Jüngere Vergangenheit

In den 1980er Jahren entwickelte sich die Lukaskirche zu einem Sammelpunkt von DDR-Oppositionellen. 1986 gründete sich die Arbeitsgruppe Menschenrechte mit Pfarrer Christoph Wonneberger, die später eng mit dem Arbeitskreis Gerechtigkeit Leipzig zusammenarbeitete.

Eine Gedenktafel an 1989 an der Lukaskirche (Don-kun, CC BY-SA 4.0, https://commons.wikimedia.org/w/index.php?curid=42976659) 
Gedenktafel an 1989 an der Lukaskirche (Don-kun, CC BY-SA 4.0, https://commons.wikimedia.org/w/index.php?curid=42976659)
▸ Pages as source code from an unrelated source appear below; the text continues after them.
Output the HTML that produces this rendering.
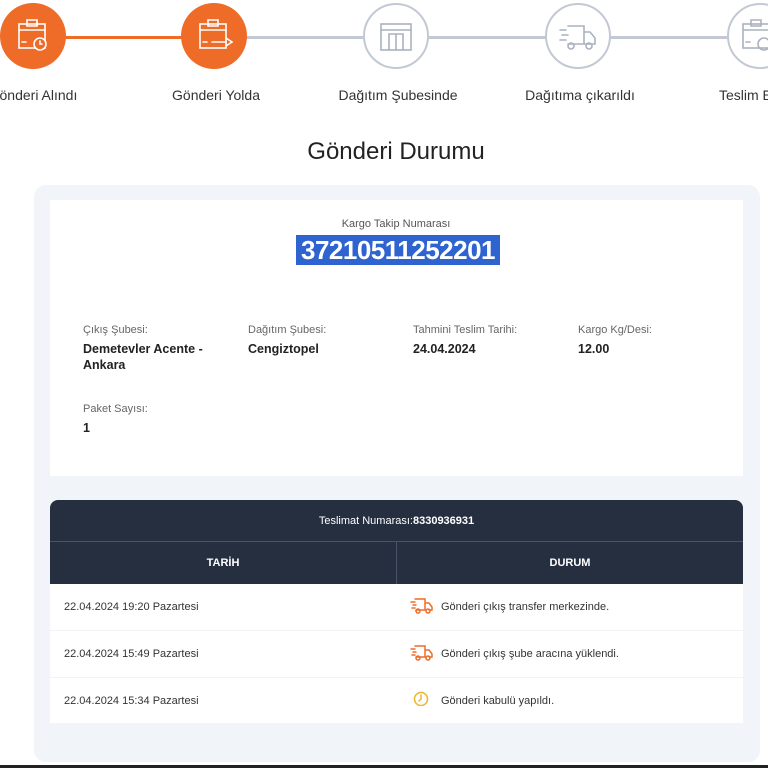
<!DOCTYPE html>
<html><head><meta charset="utf-8"><style>
*{margin:0;padding:0;box-sizing:border-box}
body{width:768px;height:768px;overflow:hidden;background:#fff;font-family:"Liberation Sans",sans-serif;position:relative;color:#222}
.abs{position:absolute}
.circ{position:absolute;width:66px;height:66px;border-radius:50%;top:3px}
.on{background:#ef6b28}
.off{background:#fff;border:2px solid #c3c9d4}
.lbl{position:absolute;top:87px;font-size:14px;color:#333;width:180px;text-align:center;margin-left:-90px}
.k{font-size:11px;color:#666;position:absolute}
.v{font-size:12.5px;font-weight:bold;color:#222;position:absolute;line-height:16px}
.row{position:absolute;left:50px;width:693px;height:46px;background:#fff;font-size:11px;color:#333}
.row span{position:absolute;top:17px}
</style></head><body>
<div class="abs" style="left:33px;top:36px;width:181px;height:3px;background:#ef6b28"></div>
<div class="abs" style="left:214px;top:36px;width:560px;height:3px;background:#c3c9d4"></div>
<div class="circ on" style="left:0px"></div>
<div class="circ on" style="left:181px"></div>
<div class="circ off" style="left:363px"></div>
<div class="circ off" style="left:545px"></div>
<div class="circ off" style="left:727px"></div>
<svg class="abs" style="left:0;top:0" width="768" height="80" fill="none" stroke-width="1.6" stroke-linecap="round">
<g stroke="#fff"><rect x="19" y="24" width="26" height="24"/><path d="M19 30h26M27 20h10v6h-10zM22 42h4"/><circle cx="40" cy="44" r="6" fill="#ef6b28"/><path d="M40 41v3h2"/></g>
<g stroke="#fff"><rect x="200" y="24" width="26" height="24"/><path d="M200 30h26M208 20h10v6h-10zM203 42h4M212 42h14M226 38l6 4-6 4"/></g>
<g stroke="#aab2bf"><rect x="381" y="24" width="30" height="26"/><path d="M381 30h30M389 50V34h14v16M396 34v16"/></g>
<g stroke="#aab2bf"><path d="M568 26h16v18h-16M584 32h6l5 6v6h-11M560 30h6M562 35h6M560 40h6"/><circle cx="571" cy="46" r="3"/><circle cx="589" cy="46" r="3"/></g>
<g stroke="#aab2bf"><rect x="743" y="24" width="26" height="24"/><path d="M743 30h26M751 20h10v6h-10zM746 42h4"/><circle cx="764" cy="44" r="6"/></g>
</svg>
<div class="lbl" style="left:33px">Gönderi Alındı</div>
<div class="lbl" style="left:216px">Gönderi Yolda</div>
<div class="lbl" style="left:398px">Dağıtım Şubesinde</div>
<div class="lbl" style="left:580px">Dağıtıma çıkarıldı</div>
<div class="lbl" style="left:762px;text-align:left;margin-left:-43px">Teslim Edildi</div>
<div class="abs" style="left:0;width:792px;top:138px;text-align:center;font-size:24px;color:#222">Gönderi Durumu</div>
<div class="abs" style="left:34px;top:185px;width:726px;height:577px;background:#f1f4f8;border-radius:12px"></div>
<div class="abs" style="left:50px;top:200px;width:693px;height:276px;background:#fff"></div>
<div class="abs" style="left:0;width:792px;top:218px;text-align:center;font-size:11px;color:#555">Kargo Takip Numarası</div>
<div class="abs" style="left:296px;top:235px;width:204px;height:30px;background:#2f64d0;color:#fff;font-size:26px;font-weight:bold;line-height:30px;text-align:center;letter-spacing:-0.5px">37210511252201</div>
<div class="k" style="left:83px;top:324px">Çıkış Şubesi:</div>
<div class="v" style="left:83px;top:341px">Demetevler Acente -<br>Ankara</div>
<div class="k" style="left:248px;top:324px">Dağıtım Şubesi:</div>
<div class="v" style="left:248px;top:341px">Cengiztopel</div>
<div class="k" style="left:413px;top:324px">Tahmini Teslim Tarihi:</div>
<div class="v" style="left:413px;top:341px">24.04.2024</div>
<div class="k" style="left:578px;top:324px">Kargo Kg/Desi:</div>
<div class="v" style="left:578px;top:341px">12.00</div>
<div class="k" style="left:83px;top:403px">Paket Sayısı:</div>
<div class="v" style="left:83px;top:420px">1</div>
<div class="abs" style="left:50px;top:500px;width:693px;height:84px;background:#262f40;border-radius:8px 8px 0 0"></div>
<div class="abs" style="left:50px;top:541px;width:693px;height:1px;background:#4a5466"></div>
<div class="abs" style="left:396px;top:542px;width:1px;height:42px;background:#4a5466"></div>
<div class="abs" style="left:50px;width:693px;top:515px;text-align:center;color:#fff;font-size:11px">Teslimat Numarası:<b>8330936931</b></div>
<div class="abs" style="left:50px;width:346px;top:557px;text-align:center;color:#fff;font-size:11px;font-weight:bold">TARİH</div>
<div class="abs" style="left:397px;width:346px;top:557px;text-align:center;color:#fff;font-size:11px;font-weight:bold">DURUM</div>
<div class="row" style="top:584px"><span style="left:14px">22.04.2024 19:20 Pazartesi</span><span style="left:391px">Gönderi çıkış transfer merkezinde.</span></div>
<div class="abs" style="left:50px;top:630px;width:693px;height:1px;background:#f1f3f6"></div>
<div class="row" style="top:631px"><span style="left:14px">22.04.2024 15:49 Pazartesi</span><span style="left:391px">Gönderi çıkış şube aracına yüklendi.</span></div>
<div class="abs" style="left:50px;top:677px;width:693px;height:1px;background:#f1f3f6"></div>
<div class="row" style="top:678px;height:45px"><span style="left:14px">22.04.2024 15:34 Pazartesi</span><span style="left:391px">Gönderi kabulü yapıldı.</span></div>
<svg class="abs" style="left:408px;top:596px" width="26" height="110" fill="none" stroke-width="1.5" stroke-linecap="round">
<g stroke="#ef6b28"><path d="M7 3h10v11h-9M17 7h4l3 4v3h-3M3 6h4M5 9h3M4 12h3"/><circle cx="10" cy="15" r="2"/><circle cx="20" cy="15" r="2"/></g>
<g stroke="#ef6b28" transform="translate(0,47)"><path d="M7 3h10v11h-9M17 7h4l3 4v3h-3M3 6h4M5 9h3M4 12h3"/><circle cx="10" cy="15" r="2"/><circle cx="20" cy="15" r="2"/></g>
<g stroke="#f0b429"><circle cx="13" cy="103" r="6.5"/><path d="M13 99v4l-2 2"/></g>
</svg>
<div class="abs" style="left:0;top:765px;width:768px;height:3px;background:#222"></div>
</body></html>
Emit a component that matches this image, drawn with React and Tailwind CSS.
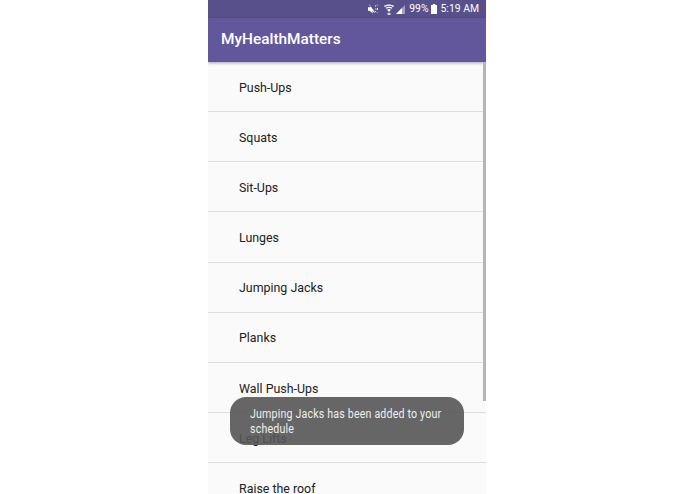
import React from "react";

const exercises = [
  "Push-Ups",
  "Squats",
  "Sit-Ups",
  "Lunges",
  "Jumping Jacks",
  "Planks",
  "Wall Push-Ups",
  "Leg Lifts",
  "Raise the roof",
];

const StatusIcons = () => (
  <div className="flex items-center text-white">
    {/* muted speaker */}
    <svg width="10" height="10" viewBox="0 0 11 10" fill="currentColor">
      <path d="M0 3h2l1-1-2-1.500.6-.5 6 8.500-.8.6L5 7v3L2 7H0z" />
      <path d="M7.500 1.500l1-.6.5.9-1 .6zM8 4.500h1.200v1H8zM7.500 7.700l1-.6.5.9-1 .6zM9.500 .5l.7-.4.5.9-.7.4zM9.800 4h1v2h-1zM9.500 8.900l.7-.4.5.9-.7.4z" />
    </svg>
    {/* wifi */}
    <svg width="10" height="11" viewBox="0 0 10 11" fill="currentColor" className="ml-[6px]">
      <path d="M0 2C2.800 0 7.200 0 10 2l-.7.900C6.800 1.200 3.200 1.200.7 2.900z" />
      <path d="M1.500 3.800c2.200-1.400 4.800-1.400 7 0l-.7.9c-1.700-1.100-3.900-1.100-5.600 0z" />
      <path d="M3 5.600c1.300-.8 2.700-.8 4 0L5 8z" />
      <path d="M3.500 8.800h3V11h-3z" opacity="0.75" />
    </svg>
    {/* signal */}
    <svg width="9" height="9" viewBox="0 0 9 9" fill="currentColor" className="ml-[2px]">
      <path d="M0 9L9 0v9z" opacity="0.45" />
      <path d="M0 9l6-6v6z" />
    </svg>
    <span className="ml-[4px] text-[10.400px] leading-none">99%</span>
    {/* battery */}
    <svg width="6" height="10" viewBox="0 0 6 10" fill="currentColor" className="ml-[2px]">
      <path d="M1.800 0h2.400v1H6v9H0V1h1.800z" />
    </svg>
    <span className="ml-[4px] text-[10.400px] leading-none">5:19 AM</span>
  </div>
);

export default function App() {
  return (
    <div className="flex h-[494px] w-[695px] overflow-hidden bg-white pl-[208px] font-['Roboto',sans-serif]">
      <div className="relative flex h-full w-[278px] flex-col overflow-hidden bg-[#fafafa]">
        <div className="flex h-[18px] shrink-0 items-center justify-end bg-[#57508a] pr-[7px]">
          <StatusIcons />
        </div>
        <div className="flex h-[44px] shrink-0 items-center bg-[#63579c] pl-[13px] text-[15.400px] font-medium text-white shadow-[0_1px_3px_rgba(0,0,0,0.35)]">
          MyHealthMatters
        </div>
        <ul className="flex-1 overflow-hidden">
          {exercises.map((name) => (
            <li
              key={name}
              className="flex h-[50.140px] items-center border-b border-[#dedede] pl-[31px] pt-[3px] text-[12.400px] text-[#212121]"
            >
              {name}
            </li>
          ))}
        </ul>

        {/* scrollbar */}
        <div className="absolute right-0 top-[62px] h-[339px] w-[3px] bg-[#b5b5b5]" />

        {/* toast */}
        <div className="absolute left-[22px] top-[397px] flex h-[48px] w-[234px] items-center overflow-hidden rounded-[16px] bg-[#555555]/90 pl-[20px] pt-[2px]">
          <div className="w-[225px] shrink-0 origin-left scale-x-[0.886] text-[12px] leading-[15px] tracking-[0.2px] text-[#f0f0f0]">
            Jumping Jacks has been added to your schedule
          </div>
        </div>
      </div>
    </div>
  );
}
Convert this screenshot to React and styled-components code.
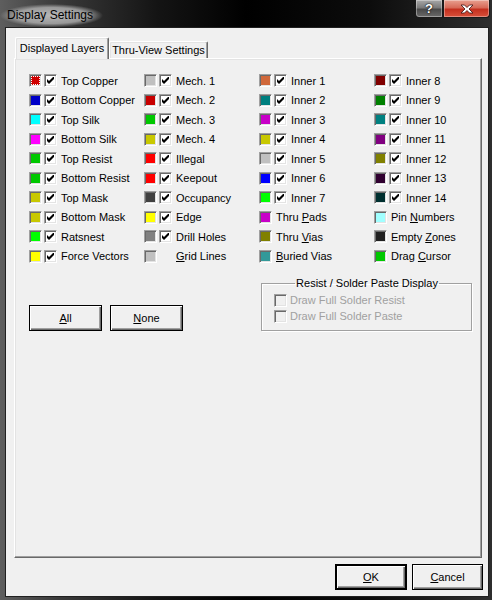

Das Konzert des Liedermachers Stephan Krawczyk am 22. März 1987 war Anlass einer Rüge für Pfarrer Christoph Wonneberger seitens der Kirchenleitung. Vom 6. bis 9. Juli 1989 wurde anlässlich des Kirchentages der Landeskirche Sachsens der statt-Kirchentag veranstaltet – er richtete sich gegen den Ausschluss politisch kritischer Gruppen aus dem offiziellen Kirchentags-Geschehen.

Mehrfach fanden Treffen des Sonnabendskreises im zugehörigen Gemeindehaus statt. Auch der bedeutsame „Appell zur Gewaltfreiheit zum 9. Oktober 1989“ wurde im Lukas-Gemeindehaus verfasst und gedruckt.

Nach starkem Mitglieder-Rückgang – die Kirchgemeinde hatte anfänglich 18.000, zur Zeit des Ersten Weltkriegs 10.000–15.000, zum Schluss etwa 350 Mitglieder – fusionierte die Lukaskirchgemeinde am 1. Januar 2002 mit der Emmauskirchgemeinde im benachbarten Stadtteil Sellerhausen; in der Lukaskirche wurde nur noch sporadisch Gottesdienst gefeiert.

Seit 2015 wird die Lukaskirche von der Evangelisch-Lutherischen St. Trinitatisgemeinde, die zur altlutherischen SELK gehört, als Gottesdienststätte genutzt. Schließlich verkaufte am 5. September 2017 das zur Evangelisch-Lutherischen Landeskirche Sachsen gehörige Kirchspiel im Leipziger Osten das Grundstück samt Gotteshaus an die SELK-Gemeinde. Für die umfangreiche Renovierung wurden rund 750.000 Euro ausgegeben.

Inzwischen wurde der Altarraum in seiner ursprünglichen Form mit dem restaurierten Hochaltar wiederhergestellt.